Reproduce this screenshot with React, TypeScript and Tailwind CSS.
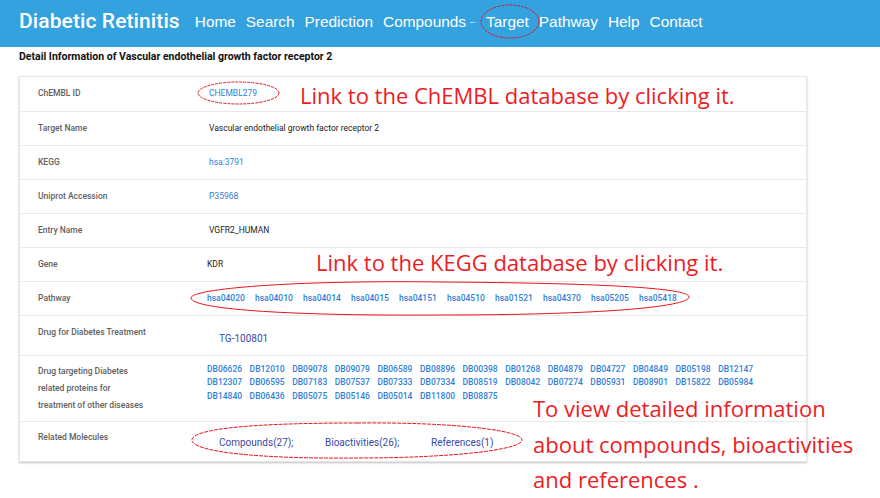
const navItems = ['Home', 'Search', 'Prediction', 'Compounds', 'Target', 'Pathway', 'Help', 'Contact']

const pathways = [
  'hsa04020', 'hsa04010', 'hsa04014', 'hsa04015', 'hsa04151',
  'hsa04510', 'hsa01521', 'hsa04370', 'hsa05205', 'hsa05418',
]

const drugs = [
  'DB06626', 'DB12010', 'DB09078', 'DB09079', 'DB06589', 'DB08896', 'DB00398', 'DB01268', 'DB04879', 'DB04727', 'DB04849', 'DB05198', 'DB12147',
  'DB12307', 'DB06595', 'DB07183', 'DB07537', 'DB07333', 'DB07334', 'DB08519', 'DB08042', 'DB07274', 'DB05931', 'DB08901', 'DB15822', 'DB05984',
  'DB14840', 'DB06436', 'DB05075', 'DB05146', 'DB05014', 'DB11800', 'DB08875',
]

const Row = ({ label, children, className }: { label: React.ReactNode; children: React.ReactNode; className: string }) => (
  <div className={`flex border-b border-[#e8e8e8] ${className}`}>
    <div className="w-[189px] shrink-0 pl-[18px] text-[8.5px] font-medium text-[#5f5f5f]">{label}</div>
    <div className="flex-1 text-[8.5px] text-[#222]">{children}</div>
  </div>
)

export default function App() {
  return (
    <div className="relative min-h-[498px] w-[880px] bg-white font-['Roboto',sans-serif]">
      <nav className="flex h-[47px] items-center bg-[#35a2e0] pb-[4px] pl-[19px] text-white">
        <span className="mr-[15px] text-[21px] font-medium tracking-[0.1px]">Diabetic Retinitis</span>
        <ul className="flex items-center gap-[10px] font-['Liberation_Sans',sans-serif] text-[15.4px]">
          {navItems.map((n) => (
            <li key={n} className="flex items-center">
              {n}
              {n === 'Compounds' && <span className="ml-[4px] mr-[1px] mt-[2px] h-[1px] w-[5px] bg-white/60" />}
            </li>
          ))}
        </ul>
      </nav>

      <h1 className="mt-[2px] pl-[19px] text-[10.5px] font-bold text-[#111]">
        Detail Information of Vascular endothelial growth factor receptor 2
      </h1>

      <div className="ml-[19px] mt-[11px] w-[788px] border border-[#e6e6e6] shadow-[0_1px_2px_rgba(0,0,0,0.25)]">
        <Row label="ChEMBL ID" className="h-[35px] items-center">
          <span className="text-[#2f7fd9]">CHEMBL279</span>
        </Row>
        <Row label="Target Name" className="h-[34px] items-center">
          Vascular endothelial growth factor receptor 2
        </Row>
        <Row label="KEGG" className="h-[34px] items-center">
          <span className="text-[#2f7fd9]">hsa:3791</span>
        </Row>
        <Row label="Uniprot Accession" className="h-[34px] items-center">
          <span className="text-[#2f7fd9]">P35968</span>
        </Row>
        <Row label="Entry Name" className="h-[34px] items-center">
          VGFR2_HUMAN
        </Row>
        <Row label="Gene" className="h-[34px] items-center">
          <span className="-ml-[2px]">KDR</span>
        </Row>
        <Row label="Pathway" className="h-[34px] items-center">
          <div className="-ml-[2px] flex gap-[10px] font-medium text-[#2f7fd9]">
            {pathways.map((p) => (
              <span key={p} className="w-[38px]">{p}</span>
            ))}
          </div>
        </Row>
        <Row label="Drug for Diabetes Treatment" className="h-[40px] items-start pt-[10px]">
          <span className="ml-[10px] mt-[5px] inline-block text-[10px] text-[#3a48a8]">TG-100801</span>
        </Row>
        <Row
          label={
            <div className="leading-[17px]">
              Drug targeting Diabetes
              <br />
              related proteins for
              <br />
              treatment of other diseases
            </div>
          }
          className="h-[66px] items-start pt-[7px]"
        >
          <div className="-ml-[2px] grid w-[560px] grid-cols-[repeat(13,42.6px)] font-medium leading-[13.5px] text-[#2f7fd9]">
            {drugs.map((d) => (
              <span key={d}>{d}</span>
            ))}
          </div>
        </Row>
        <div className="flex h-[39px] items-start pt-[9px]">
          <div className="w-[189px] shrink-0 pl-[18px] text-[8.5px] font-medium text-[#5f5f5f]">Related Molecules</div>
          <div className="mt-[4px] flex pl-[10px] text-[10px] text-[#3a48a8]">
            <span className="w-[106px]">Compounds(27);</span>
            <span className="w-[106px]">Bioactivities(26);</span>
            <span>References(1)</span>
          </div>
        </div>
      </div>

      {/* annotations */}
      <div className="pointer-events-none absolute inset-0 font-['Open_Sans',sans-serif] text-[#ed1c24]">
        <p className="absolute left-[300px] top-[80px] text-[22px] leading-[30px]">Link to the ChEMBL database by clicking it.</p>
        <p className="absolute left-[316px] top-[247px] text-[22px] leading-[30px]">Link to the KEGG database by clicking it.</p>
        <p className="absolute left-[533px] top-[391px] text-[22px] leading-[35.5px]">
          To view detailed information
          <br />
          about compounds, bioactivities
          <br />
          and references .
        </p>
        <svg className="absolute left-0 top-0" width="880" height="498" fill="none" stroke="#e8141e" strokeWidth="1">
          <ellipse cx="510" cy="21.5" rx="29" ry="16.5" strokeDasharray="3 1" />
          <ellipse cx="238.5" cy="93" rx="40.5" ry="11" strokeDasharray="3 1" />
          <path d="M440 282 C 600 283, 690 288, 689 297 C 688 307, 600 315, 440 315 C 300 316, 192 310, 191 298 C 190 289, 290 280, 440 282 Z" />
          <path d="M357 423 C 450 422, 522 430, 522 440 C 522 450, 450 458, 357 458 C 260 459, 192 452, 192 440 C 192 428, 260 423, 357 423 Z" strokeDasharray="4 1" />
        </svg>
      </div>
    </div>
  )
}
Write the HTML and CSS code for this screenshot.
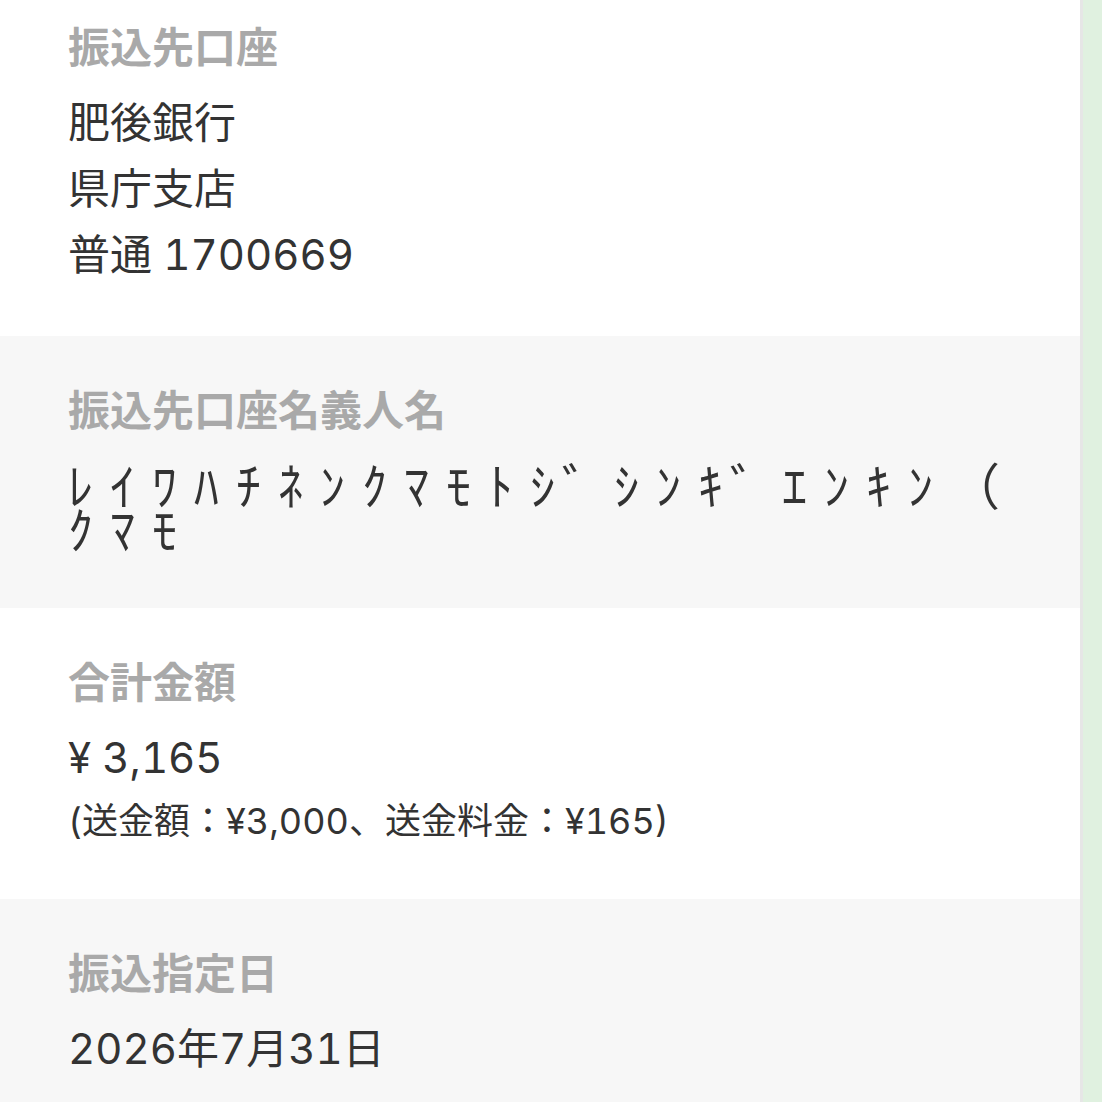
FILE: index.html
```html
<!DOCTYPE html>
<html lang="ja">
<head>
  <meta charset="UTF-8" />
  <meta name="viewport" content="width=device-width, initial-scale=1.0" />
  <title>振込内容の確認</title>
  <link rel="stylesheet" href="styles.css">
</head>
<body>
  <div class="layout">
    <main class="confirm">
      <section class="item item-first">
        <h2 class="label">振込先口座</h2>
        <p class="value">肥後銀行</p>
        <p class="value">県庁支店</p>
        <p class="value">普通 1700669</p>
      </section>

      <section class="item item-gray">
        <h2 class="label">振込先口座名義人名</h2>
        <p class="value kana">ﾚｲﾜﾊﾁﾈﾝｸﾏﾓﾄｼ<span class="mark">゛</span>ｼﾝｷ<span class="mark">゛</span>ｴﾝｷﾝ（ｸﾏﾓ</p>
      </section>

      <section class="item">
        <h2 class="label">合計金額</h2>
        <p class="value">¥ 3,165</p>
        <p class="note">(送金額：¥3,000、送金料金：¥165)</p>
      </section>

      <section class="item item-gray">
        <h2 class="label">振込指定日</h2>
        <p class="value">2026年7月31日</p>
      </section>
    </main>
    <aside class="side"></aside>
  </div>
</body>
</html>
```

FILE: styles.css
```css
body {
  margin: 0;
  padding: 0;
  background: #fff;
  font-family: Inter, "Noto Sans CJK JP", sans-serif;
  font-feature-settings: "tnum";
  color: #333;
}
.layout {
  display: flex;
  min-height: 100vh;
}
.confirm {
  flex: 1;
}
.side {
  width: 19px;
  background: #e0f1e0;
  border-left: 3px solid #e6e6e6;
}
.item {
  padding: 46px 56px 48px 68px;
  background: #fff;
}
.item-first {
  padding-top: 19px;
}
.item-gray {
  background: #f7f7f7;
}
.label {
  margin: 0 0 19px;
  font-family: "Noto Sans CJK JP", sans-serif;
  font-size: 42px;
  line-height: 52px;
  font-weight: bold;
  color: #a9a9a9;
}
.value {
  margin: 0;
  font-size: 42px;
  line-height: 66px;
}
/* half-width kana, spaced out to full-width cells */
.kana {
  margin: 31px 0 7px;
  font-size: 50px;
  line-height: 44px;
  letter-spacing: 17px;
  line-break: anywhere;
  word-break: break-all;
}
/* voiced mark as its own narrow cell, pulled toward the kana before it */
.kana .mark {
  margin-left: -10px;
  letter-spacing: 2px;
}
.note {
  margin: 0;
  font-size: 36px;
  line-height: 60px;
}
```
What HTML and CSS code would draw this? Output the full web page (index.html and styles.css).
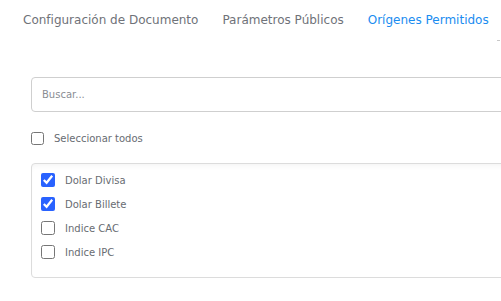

******

**REQUIRED TASK:**
Read the lines above. Gather those in which the string "this" is found.

**FINISHED ANSWER:**
Reproduce this screenshot with React, TypeScript and Tailwind CSS.
Write the HTML and CSS code for this screenshot.
What HTML and CSS code would draw this? Output the full web page (index.html and styles.css).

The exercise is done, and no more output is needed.